Recent analysis of Voyager, IBEX (Interstellar Boundary Explorer) and, somewhat surprisingly, Cassini data, seems to indicate that the heliosphere is more like a symmetric bubble.

New data from NASA’s Cassini mission, combined with measurements from the two Voyager spacecraft and NASA’s Interstellar Boundary Explorer, or IBEX, suggests that our sun and planets are surrounded by a giant, rounded system of magnetic field from the sun — calling into question the alternate view of the solar magnetic fields trailing behind the sun in the shape of a long comet tail.

(from: "NASA’s Cassini, Voyager Missions Suggest New Picture of Sun’s Interaction with Galaxy", nasa.gov)

New (left) and old model of the heliosphere

(New (left) and old model of the heliosphere.
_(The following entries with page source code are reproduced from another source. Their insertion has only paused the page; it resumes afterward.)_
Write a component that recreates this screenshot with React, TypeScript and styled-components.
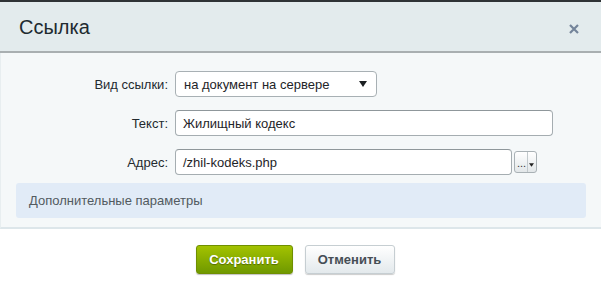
import styled, { createGlobalStyle } from 'styled-components'

const GlobalStyle = createGlobalStyle`
    html, body {
        margin: 0;
        padding: 0;
        background: #ffffff;
        font-family: "Liberation Sans", Arial, sans-serif;
    }
`

const Dialog = styled.div`
    width: 601px;
    height: 284px;
    display: flex;
    flex-direction: column;
    border-top: 2px solid #2f3336;
    box-sizing: border-box;
    background: #ffffff;
`

const Header = styled.div`
    height: 49px;
    background: #e3ebed;
    border-bottom: 2px solid #a9afb1;
    display: flex;
    align-items: center;
    justify-content: space-between;
    padding: 0 21px 0 19px;
    flex-shrink: 0;
`

const Title = styled.span`
    font-size: 20px;
    color: #212a30;
    margin-top: 2px;
`

const Close = styled.button`
    border: 0;
    background: none;
    padding: 0;
    width: 12px;
    height: 12px;
    display: flex;
    cursor: pointer;
    margin-top: 4px;
`

const Body = styled.div`
    background: #f5f8f9;
    border-bottom: 2px solid #dde6ea;
    border-left: 1px solid #e8eef0;
    padding: 18px 14px 9px 14px;
    display: flex;
    flex-direction: column;
`

const Row = styled.div`
    display: grid;
    grid-template-columns: 153px 1fr;
    column-gap: 7px;
    align-items: center;
    margin-bottom: 13px;

    &:nth-last-child(2) {
        margin-bottom: 8px;
    }
`

const Label = styled.label`
    text-align: right;
    font-size: 13px;
    color: #232a2f;
`

const Field = styled.div<{ $width: number }>`
    width: ${p => p.$width}px;
    display: flex;
    align-items: center;
    gap: 2px;
`

const Select = styled.div`
    width: 202px;
    height: 26px;
    box-sizing: border-box;
    border: 1px solid #a8b0b4;
    border-radius: 4px;
    background: #ffffff;
    display: flex;
    align-items: center;
    justify-content: space-between;
    padding: 0 9px 0 8px;
    font-size: 13px;
    color: #1e2428;
`

const Input = styled.div`
    flex: 1;
    height: 26px;
    box-sizing: border-box;
    border: 1px solid #a5adb1;
    border-top-color: #8f979b;
    border-radius: 4px;
    background: #ffffff;
    display: flex;
    align-items: center;
    padding: 0 7px;
    font-size: 13px;
    color: #1e2428;
`

const MenuButton = styled.button`
    width: 23px;
    height: 22px;
    box-sizing: border-box;
    border: 1px solid #a9b1b5;
    border-radius: 3px;
    background: linear-gradient(#ffffff, #e2e7e9);
    padding: 0 2px 3px 2px;
    display: flex;
    align-items: flex-end;
    justify-content: space-between;
    font-size: 11px;
    line-height: 1;
    color: #333;
    font-family: "Liberation Sans", Arial, sans-serif;
`

const Divider = styled.span`
    width: 1px;
    align-self: stretch;
    background: #c2c9cc;
    margin: 0 1px -3px 1px;
`

const More = styled.div`
    background: #e1ebf7;
    border-radius: 3px;
    height: 35px;
    margin: 0 1px 0 1px;
    display: flex;
    align-items: center;
    padding-left: 13px;
    font-size: 13px;
    color: #525a60;
`

const Footer = styled.div`
    flex: 1;
    display: flex;
    justify-content: center;
    align-items: flex-start;
    gap: 12px;
    padding-top: 16px;
    padding-right: 11px;
`

const Button = styled.button<{ $primary?: boolean }>`
    height: 29px;
    border-radius: 3px;
    font-family: "Liberation Sans", Arial, sans-serif;
    font-weight: bold;
    font-size: 13px;
    padding: 0;
    cursor: pointer;
    ${p =>
        p.$primary
            ? `
        width: 97px;
        color: #ffffff;
        border: 1px solid #6f8f00;
        background: linear-gradient(#a3c200, #6f9900);
        text-shadow: 0 1px 1px rgba(0,0,0,0.35);
        box-shadow: 0 1px 1px rgba(0,0,0,0.25);
    `
            : `
        width: 90px;
        color: #464e55;
        border: 1px solid #c6ced2;
        background: linear-gradient(#ffffff, #e3e9ec);
        box-shadow: 0 1px 1px rgba(0,0,0,0.2);
    `}
`

const App = () => {
    return (
        <>
            <GlobalStyle />
            <Dialog>
                <Header>
                    <Title>Ссылка</Title>
                    <Close aria-label='Закрыть'>
                        <svg width='12' height='12' viewBox='0 0 12 12'>
                            <path d='M2 2 L10 10 M10 2 L2 10' stroke='#74849a' strokeWidth='2.2' />
                        </svg>
                    </Close>
                </Header>
                <Body>
                    <Row>
                        <Label>Вид ссылки:</Label>
                        <Field $width={202}>
                            <Select>
                                <span>на документ на сервере</span>
                                <svg width='8' height='6' viewBox='0 0 8 6'>
                                    <path d='M0 0 H8 L4 6 Z' fill='#1b1f22' />
                                </svg>
                            </Select>
                        </Field>
                    </Row>
                    <Row>
                        <Label>Текст:</Label>
                        <Field $width={378}>
                            <Input>Жилищный кодекс</Input>
                        </Field>
                    </Row>
                    <Row>
                        <Label>Адрес:</Label>
                        <Field $width={362}>
                            <Input>/zhil-kodeks.php</Input>
                            <MenuButton>
                                <span>...</span>
                                <Divider />
                                <svg width='6' height='4' viewBox='0 0 6 4' style={{ marginBottom: 2 }}>
                                    <path d='M0 0 H6 L3 4 Z' fill='#222' />
                                </svg>
                            </MenuButton>
                        </Field>
                    </Row>
                    <More>Дополнительные параметры</More>
                </Body>
                <Footer>
                    <Button $primary>Сохранить</Button>
                    <Button>Отменить</Button>
                </Footer>
            </Dialog>
        </>
    )
}

export default App
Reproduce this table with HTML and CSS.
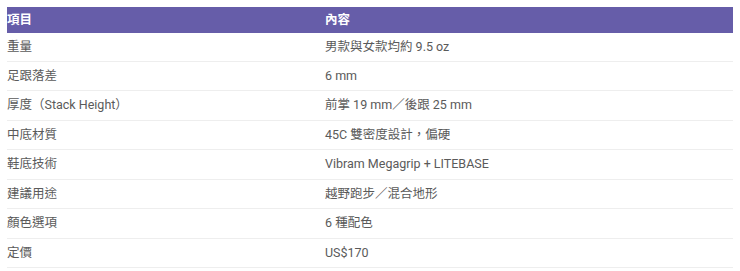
FILE: index.html
```html
<!DOCTYPE html>
<html lang="zh-Hant">
<head>
<meta charset="utf-8">
<link rel="stylesheet" href="styles.css">
</head>
<body>
<table class="spec">
  <thead>
    <tr><th class="c1">項目</th><th>內容</th></tr>
  </thead>
  <tbody>
    <tr><td>重量</td><td>男款與女款均約 9.5 oz</td></tr>
    <tr><td>足跟落差</td><td>6 mm</td></tr>
    <tr><td>厚度（Stack Height）</td><td>前掌 19 mm／後跟 25 mm</td></tr>
    <tr><td>中底材質</td><td>45C 雙密度設計，偏硬</td></tr>
    <tr><td>鞋底技術</td><td>Vibram Megagrip + LITEBASE</td></tr>
    <tr><td>建議用途</td><td>越野跑步／混合地形</td></tr>
    <tr><td>顏色選項</td><td>6 種配色</td></tr>
    <tr><td>定價</td><td>US$170</td></tr>
  </tbody>
</table>
</body>
</html>
```
FILE: styles.css
```css
html, body {
  margin: 0;
  padding: 0;
  background: #ffffff;
}
body {
  padding: 7px;
  font-family: Roboto, "Noto Sans CJK TC", sans-serif;
  font-size: 12.5px;
}
.spec {
  width: 726px;
  border-collapse: collapse;
  table-layout: fixed;
}
.spec th {
  background: #665da9;
  color: #ffffff;
  font-weight: 700;
  text-align: left;
  padding: 5px 0;
  line-height: 15.5px;
  font-size: 12.5px;
}
.spec th.c1 {
  width: 318px;
}
.spec td {
  color: #5a5a5a;
  padding: 5px 0;
  line-height: 18.45px;
  border-bottom: 1px solid #eeeeee;
}
```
From: "NASA’s Cassini, Voyager Missions Suggest New Picture of Sun’s Interaction with Galaxy", nasa.gov)

The results are presented in an article in Nature Astronomy, which is unfortunately behind a paywall. What I understand from the abstract and the NASA article is that they imaged the heliosphere with one of the instruments on Cassini and showed on basis of Voyager measurements that what Cassini saw is indeed originating from the heliosheath, confirming that Cassini imaged indeed the shape of the heliosphere.

These observations also demonstrate that the heliosphere responds promptly, within ~2–3 years, to outward propagating solar wind changes in both the nose and tail directions. These results, together with the [Voyager 1] measurement of a ~0.5 nT interstellar magnetic field and the enhanced ratio between particle pressure and magnetic pressure in the heliosheath, strongly suggest a diamagnetic bubble-like heliosphere with few substantial tail-like features.

(from: "The bubble-like shape of the heliosphere observed by Voyager and Cassini", Nature Astronomy, 2017)

Since the results cited in Camille Goudeseune's answer is also quite recent (2015), I guess the discussion is still open.